Records excerpted from a collection:
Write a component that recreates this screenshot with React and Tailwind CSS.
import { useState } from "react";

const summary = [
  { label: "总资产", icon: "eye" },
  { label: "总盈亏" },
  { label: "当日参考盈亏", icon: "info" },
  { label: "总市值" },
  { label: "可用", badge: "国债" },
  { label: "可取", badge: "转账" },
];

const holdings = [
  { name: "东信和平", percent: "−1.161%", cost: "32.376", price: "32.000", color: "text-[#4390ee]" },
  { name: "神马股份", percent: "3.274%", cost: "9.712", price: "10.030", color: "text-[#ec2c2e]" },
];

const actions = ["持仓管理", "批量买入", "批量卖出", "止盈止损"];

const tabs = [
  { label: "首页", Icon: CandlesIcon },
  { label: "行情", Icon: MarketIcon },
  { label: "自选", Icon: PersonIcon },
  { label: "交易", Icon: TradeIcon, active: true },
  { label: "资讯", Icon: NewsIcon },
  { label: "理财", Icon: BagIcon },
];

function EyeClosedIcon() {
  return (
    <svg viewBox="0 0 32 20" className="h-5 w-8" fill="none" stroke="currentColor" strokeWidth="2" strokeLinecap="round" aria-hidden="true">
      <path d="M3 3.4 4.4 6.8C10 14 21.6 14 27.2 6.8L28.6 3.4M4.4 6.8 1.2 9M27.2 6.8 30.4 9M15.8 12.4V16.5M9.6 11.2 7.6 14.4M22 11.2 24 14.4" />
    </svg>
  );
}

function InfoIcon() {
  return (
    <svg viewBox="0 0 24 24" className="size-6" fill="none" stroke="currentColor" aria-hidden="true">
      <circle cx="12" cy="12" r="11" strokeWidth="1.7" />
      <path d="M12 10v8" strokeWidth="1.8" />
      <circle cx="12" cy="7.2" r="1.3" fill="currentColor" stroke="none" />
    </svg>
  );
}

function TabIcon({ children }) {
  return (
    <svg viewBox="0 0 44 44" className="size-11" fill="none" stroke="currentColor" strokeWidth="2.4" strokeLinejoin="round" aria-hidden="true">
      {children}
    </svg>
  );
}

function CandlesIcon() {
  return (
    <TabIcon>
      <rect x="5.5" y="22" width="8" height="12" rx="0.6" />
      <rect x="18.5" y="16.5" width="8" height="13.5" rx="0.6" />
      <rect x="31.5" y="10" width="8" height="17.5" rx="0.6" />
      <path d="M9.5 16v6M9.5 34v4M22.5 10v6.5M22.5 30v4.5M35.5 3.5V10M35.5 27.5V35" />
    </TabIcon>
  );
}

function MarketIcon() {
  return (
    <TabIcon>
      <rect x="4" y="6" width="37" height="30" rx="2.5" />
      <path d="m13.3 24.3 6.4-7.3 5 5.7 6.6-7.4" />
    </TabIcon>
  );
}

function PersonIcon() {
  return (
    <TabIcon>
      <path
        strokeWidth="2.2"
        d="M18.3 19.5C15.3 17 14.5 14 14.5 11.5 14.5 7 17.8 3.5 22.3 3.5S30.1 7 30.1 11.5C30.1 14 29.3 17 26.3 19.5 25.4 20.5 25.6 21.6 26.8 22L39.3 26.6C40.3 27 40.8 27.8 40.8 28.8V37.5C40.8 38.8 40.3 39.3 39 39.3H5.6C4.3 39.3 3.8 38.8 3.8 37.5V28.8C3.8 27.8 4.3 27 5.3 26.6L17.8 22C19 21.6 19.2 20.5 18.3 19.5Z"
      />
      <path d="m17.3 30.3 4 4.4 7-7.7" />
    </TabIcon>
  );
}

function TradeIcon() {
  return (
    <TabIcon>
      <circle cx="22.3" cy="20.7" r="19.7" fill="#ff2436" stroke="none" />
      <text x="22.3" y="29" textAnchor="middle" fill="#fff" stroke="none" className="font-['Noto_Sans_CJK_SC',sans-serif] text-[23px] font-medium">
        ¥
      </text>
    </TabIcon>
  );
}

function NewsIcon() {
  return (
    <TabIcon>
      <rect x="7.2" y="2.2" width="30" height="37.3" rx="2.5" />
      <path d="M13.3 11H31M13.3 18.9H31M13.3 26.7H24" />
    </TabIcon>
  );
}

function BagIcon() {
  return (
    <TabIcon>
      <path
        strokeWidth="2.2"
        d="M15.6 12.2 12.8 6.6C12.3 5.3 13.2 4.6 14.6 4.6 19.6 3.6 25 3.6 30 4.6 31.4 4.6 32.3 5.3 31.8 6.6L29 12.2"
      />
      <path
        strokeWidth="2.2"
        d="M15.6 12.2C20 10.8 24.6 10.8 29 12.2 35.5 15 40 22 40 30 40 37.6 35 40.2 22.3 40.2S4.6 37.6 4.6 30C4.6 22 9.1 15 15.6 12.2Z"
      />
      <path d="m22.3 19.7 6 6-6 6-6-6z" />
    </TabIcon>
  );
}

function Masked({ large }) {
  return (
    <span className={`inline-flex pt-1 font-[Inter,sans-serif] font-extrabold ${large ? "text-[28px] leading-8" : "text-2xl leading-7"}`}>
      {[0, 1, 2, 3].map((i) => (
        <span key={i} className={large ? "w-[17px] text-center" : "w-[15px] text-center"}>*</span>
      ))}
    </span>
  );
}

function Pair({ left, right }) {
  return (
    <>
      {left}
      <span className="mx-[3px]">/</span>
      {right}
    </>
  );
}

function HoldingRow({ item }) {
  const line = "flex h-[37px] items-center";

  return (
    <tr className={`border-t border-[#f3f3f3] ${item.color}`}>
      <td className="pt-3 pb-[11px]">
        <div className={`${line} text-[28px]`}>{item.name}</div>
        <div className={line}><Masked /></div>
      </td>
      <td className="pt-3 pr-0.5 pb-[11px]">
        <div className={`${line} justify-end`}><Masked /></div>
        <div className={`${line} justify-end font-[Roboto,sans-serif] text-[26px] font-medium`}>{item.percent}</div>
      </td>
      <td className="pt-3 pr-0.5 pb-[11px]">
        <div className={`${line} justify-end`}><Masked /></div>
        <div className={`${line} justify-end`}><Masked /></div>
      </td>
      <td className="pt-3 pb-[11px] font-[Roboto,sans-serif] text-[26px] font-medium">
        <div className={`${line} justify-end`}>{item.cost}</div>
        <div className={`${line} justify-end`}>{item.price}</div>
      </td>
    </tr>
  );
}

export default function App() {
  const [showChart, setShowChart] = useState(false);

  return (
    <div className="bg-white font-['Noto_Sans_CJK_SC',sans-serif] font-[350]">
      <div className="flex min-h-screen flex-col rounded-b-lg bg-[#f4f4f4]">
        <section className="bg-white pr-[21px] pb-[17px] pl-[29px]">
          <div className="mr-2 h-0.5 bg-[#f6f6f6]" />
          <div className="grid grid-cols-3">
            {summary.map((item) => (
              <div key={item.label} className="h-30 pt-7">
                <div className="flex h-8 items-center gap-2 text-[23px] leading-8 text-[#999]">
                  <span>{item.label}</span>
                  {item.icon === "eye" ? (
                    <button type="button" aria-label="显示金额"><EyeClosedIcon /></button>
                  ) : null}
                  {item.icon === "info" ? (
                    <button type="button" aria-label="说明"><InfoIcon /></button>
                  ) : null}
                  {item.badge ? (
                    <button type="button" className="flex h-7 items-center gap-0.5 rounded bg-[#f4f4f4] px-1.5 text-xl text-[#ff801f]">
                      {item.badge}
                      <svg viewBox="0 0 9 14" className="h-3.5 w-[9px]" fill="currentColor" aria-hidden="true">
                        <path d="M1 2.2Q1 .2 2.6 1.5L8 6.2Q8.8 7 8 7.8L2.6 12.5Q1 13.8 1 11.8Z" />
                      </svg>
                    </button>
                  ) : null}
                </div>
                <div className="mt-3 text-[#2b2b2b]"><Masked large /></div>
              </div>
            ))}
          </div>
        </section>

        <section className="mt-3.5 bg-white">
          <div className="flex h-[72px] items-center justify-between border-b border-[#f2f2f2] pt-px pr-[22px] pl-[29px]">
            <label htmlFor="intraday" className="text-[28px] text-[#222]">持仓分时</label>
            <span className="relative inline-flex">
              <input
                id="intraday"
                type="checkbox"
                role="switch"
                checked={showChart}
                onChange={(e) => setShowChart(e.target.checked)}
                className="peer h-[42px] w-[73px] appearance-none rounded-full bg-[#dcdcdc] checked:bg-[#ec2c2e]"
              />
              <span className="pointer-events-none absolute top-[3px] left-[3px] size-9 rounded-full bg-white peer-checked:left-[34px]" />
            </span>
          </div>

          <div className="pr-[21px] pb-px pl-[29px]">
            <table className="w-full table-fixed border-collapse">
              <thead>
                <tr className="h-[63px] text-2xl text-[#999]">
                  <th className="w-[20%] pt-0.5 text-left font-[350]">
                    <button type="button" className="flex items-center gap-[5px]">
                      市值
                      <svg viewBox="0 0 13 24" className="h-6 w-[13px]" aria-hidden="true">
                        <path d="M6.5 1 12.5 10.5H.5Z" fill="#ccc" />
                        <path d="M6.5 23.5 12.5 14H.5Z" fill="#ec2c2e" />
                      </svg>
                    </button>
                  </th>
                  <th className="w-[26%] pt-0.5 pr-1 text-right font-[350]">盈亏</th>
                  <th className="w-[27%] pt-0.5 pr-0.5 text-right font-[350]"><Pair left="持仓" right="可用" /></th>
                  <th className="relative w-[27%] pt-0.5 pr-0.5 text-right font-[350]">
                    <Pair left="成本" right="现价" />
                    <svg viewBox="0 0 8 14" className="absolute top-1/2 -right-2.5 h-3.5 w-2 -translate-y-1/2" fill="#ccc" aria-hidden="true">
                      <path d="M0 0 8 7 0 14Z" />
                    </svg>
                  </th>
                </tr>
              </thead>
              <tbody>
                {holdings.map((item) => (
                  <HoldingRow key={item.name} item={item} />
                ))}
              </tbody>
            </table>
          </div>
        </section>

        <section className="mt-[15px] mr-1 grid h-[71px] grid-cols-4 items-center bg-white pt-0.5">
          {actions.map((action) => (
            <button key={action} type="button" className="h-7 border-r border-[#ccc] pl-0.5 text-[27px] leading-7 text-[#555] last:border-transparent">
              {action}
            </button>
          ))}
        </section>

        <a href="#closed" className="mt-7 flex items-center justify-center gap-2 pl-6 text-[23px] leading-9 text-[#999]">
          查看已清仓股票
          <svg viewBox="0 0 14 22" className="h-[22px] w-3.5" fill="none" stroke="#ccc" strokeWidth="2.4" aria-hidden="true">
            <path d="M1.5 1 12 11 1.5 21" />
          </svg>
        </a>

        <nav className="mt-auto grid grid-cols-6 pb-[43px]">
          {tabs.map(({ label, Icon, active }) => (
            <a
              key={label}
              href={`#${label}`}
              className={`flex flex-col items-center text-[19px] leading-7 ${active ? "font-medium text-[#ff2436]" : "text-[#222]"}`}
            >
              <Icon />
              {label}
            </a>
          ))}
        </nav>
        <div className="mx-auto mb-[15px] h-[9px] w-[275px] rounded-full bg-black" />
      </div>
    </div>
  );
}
---
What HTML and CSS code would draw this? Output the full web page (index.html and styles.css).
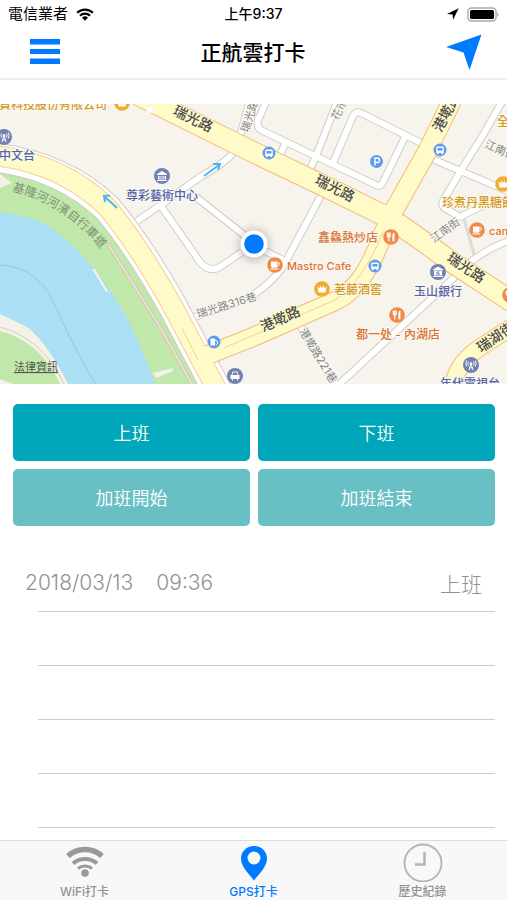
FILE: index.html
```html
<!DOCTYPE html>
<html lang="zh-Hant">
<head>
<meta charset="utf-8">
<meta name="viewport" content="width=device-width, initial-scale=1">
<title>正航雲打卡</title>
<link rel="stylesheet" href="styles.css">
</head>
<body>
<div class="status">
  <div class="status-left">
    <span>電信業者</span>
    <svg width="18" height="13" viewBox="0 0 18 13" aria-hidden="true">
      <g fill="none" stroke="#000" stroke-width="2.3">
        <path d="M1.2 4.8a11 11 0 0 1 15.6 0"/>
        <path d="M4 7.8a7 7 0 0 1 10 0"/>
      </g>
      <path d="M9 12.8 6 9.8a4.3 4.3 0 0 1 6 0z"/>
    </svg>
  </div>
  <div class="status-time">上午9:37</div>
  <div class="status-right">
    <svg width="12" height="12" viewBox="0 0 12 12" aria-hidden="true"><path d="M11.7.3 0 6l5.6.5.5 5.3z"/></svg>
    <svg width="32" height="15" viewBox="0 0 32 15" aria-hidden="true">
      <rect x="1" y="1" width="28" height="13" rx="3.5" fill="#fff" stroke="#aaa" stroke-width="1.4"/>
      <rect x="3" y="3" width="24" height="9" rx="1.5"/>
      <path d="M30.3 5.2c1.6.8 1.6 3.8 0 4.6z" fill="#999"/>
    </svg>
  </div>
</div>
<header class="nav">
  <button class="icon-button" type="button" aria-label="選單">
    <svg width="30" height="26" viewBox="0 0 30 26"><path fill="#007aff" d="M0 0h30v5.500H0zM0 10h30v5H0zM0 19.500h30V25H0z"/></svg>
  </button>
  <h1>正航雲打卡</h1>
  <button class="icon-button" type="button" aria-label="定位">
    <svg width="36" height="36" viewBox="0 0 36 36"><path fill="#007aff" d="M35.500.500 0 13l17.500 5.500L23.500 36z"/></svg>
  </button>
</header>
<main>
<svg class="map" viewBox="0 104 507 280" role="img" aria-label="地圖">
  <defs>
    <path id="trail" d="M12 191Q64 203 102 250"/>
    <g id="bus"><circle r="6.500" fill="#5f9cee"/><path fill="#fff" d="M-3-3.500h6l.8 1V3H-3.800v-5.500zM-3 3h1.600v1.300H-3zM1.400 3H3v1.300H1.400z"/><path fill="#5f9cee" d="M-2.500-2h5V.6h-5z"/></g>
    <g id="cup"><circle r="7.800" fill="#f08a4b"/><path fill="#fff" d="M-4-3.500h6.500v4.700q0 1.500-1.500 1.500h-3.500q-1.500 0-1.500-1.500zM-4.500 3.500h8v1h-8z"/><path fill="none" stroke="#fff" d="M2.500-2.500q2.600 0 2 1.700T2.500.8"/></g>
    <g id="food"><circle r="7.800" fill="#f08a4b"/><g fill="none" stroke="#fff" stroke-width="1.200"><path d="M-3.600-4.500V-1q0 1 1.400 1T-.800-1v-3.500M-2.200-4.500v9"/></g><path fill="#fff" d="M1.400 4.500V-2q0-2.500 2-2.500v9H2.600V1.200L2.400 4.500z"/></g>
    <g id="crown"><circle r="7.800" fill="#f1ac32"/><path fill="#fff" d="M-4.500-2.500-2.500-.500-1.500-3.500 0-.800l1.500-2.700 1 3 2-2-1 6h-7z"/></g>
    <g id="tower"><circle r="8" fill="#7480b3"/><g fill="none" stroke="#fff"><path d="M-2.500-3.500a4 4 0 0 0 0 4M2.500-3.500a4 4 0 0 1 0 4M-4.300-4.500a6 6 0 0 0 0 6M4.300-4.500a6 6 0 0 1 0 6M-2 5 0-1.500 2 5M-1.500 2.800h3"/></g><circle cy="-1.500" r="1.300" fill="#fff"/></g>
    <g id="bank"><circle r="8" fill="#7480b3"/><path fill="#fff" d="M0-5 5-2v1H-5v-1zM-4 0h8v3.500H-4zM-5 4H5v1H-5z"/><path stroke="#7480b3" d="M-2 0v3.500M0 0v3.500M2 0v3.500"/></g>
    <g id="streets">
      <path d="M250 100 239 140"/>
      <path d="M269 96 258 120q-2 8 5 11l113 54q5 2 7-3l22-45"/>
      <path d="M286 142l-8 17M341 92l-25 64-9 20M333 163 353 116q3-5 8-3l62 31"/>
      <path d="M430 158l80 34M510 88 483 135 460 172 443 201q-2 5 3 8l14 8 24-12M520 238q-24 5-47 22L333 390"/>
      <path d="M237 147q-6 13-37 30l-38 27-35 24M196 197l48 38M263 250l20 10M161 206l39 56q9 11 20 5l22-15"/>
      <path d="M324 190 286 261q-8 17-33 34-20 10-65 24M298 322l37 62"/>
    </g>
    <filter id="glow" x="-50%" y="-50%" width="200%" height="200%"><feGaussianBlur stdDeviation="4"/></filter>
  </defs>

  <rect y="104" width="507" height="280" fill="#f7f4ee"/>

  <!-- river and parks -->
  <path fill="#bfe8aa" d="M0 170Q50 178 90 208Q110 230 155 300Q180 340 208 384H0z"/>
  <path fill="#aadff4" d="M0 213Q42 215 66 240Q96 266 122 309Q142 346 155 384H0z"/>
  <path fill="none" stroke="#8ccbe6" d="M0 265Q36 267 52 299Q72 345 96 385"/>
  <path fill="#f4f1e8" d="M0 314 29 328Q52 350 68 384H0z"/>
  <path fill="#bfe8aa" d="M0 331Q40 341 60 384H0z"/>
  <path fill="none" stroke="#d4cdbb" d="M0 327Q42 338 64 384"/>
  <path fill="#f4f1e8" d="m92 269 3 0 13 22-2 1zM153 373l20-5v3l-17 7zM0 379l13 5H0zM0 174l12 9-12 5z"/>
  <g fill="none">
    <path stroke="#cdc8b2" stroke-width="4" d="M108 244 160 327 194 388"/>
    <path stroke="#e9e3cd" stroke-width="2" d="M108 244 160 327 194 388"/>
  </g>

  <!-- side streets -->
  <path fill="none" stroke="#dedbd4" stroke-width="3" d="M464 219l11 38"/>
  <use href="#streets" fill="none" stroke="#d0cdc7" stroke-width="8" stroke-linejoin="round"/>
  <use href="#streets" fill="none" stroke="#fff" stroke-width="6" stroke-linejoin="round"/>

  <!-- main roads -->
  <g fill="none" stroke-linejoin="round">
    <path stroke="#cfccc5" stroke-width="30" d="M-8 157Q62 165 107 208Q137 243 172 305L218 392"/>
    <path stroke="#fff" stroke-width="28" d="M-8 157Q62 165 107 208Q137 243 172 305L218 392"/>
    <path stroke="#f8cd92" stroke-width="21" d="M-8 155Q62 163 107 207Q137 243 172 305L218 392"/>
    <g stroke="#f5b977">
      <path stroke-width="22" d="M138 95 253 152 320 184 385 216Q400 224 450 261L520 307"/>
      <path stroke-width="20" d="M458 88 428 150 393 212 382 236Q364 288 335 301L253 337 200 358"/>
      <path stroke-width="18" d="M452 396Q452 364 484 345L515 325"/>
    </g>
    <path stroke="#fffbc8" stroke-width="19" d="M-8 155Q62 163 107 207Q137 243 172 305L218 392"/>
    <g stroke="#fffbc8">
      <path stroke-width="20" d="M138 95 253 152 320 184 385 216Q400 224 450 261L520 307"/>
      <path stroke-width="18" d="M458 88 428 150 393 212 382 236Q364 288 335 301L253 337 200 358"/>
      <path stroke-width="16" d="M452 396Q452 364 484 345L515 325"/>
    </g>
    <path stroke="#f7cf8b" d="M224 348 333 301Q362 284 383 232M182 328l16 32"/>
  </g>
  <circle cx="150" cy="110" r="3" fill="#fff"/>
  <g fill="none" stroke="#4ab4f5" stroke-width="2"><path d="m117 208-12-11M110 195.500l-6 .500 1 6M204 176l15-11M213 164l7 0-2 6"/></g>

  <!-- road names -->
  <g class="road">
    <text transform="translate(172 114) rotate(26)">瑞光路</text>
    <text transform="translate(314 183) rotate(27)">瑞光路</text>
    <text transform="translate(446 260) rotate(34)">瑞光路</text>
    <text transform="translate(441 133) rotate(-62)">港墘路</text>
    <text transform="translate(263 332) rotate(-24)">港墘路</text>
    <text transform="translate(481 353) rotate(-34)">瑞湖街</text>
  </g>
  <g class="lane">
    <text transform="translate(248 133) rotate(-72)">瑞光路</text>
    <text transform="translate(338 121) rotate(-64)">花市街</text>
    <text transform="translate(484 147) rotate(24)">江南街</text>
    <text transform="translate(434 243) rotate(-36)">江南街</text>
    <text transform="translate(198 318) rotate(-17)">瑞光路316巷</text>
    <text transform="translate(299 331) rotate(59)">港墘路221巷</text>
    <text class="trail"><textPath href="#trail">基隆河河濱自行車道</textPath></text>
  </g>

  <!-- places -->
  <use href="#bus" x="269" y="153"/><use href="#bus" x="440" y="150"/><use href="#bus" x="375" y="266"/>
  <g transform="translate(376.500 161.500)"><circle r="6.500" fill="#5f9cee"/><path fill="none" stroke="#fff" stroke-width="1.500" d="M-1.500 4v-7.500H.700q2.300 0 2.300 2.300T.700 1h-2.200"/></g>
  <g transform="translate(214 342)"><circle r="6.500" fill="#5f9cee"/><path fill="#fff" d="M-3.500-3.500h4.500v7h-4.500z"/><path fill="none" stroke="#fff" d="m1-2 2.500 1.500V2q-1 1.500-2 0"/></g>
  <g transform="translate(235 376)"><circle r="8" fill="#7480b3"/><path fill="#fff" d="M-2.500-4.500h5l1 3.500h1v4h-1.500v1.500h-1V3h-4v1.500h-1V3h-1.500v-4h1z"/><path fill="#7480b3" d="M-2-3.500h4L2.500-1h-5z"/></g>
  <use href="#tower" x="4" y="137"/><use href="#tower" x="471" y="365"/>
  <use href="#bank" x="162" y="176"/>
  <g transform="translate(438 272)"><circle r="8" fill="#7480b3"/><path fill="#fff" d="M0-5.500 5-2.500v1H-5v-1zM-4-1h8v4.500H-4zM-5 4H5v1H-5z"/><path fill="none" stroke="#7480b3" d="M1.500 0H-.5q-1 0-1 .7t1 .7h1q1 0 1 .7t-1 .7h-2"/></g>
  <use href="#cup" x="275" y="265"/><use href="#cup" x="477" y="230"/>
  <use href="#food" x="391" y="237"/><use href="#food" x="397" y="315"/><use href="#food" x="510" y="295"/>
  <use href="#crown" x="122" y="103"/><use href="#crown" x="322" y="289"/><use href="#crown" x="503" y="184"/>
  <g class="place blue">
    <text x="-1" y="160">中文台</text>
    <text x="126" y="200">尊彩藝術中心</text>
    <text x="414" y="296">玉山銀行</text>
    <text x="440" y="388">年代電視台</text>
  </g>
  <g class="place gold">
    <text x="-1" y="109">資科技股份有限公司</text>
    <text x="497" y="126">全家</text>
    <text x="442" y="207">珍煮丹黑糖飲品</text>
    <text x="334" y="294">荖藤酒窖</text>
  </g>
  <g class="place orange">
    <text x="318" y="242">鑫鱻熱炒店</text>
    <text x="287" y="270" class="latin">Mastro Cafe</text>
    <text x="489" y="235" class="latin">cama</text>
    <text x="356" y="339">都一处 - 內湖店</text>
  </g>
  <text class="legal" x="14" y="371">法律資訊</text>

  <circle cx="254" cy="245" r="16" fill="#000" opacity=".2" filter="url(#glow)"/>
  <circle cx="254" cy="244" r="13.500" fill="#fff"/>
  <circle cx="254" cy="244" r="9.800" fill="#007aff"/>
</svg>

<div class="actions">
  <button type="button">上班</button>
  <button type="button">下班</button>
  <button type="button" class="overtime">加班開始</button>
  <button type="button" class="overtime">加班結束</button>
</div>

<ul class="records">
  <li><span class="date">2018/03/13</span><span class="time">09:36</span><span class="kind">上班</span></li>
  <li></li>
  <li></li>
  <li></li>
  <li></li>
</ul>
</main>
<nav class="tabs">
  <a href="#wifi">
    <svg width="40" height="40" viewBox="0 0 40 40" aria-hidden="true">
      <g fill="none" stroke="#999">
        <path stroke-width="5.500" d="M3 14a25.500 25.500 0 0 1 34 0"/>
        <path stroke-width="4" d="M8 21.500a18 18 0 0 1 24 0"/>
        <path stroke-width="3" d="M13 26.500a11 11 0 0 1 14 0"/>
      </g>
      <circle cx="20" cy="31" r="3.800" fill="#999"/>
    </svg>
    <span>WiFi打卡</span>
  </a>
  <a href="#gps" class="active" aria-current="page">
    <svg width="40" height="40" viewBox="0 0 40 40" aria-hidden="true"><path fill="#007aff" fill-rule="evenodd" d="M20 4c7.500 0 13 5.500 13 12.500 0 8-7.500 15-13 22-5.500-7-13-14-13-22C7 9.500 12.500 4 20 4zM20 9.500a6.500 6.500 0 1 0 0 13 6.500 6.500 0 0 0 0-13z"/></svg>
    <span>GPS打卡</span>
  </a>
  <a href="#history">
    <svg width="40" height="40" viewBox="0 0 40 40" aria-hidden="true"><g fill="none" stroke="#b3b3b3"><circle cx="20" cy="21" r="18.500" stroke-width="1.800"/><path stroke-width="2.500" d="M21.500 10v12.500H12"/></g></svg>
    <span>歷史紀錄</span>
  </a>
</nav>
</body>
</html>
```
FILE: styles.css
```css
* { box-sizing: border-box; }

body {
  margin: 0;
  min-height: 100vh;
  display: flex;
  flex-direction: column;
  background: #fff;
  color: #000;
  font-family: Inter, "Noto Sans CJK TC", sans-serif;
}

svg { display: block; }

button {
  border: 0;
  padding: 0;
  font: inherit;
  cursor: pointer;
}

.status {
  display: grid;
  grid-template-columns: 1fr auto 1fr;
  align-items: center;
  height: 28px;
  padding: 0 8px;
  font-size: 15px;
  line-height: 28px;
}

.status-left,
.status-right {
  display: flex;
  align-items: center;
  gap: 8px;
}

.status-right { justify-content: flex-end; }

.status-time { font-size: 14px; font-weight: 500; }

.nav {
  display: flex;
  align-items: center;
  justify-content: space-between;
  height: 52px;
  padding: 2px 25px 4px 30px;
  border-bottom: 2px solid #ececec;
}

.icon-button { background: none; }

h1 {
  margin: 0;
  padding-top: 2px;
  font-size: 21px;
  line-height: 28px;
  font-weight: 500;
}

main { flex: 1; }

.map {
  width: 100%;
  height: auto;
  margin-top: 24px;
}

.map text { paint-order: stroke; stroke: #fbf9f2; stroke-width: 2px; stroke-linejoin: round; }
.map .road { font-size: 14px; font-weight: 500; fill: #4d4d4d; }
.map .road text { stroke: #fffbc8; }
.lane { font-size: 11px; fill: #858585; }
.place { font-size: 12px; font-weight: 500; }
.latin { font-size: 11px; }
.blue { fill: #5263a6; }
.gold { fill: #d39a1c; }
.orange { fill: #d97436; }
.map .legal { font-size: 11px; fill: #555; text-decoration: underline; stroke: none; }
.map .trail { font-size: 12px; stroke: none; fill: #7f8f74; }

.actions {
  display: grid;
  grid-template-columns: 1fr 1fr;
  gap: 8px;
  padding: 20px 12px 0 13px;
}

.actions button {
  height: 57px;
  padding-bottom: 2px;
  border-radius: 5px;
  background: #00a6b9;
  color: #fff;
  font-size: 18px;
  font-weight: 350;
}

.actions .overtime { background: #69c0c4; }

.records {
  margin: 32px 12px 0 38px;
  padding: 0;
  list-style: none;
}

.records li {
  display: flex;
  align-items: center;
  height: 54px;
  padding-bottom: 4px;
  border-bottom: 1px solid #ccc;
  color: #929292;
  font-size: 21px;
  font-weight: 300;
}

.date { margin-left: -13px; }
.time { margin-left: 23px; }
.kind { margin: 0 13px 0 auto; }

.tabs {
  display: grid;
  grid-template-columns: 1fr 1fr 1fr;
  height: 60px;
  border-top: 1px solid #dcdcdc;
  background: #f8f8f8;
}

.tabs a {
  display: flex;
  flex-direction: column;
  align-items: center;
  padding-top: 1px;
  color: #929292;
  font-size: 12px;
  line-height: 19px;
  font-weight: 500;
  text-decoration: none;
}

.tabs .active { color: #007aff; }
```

TASK OBJECTIVE |
Return the lines of the records that include the string "full".

WRITTEN ANSWER |
                className="peer h-[42px] w-[73px] appearance-none rounded-full bg-[#dcdcdc] checked:bg-[#ec2c2e]"
              <span className="pointer-events-none absolute top-[3px] left-[3px] size-9 rounded-full bg-white peer-checked:left-[34px]" />
            <table className="w-full table-fixed border-collapse">
        <div className="mx-auto mb-[15px] h-[9px] w-[275px] rounded-full bg-black" />
What HTML and CSS code would draw this? Output the full web page (index.html and styles.css).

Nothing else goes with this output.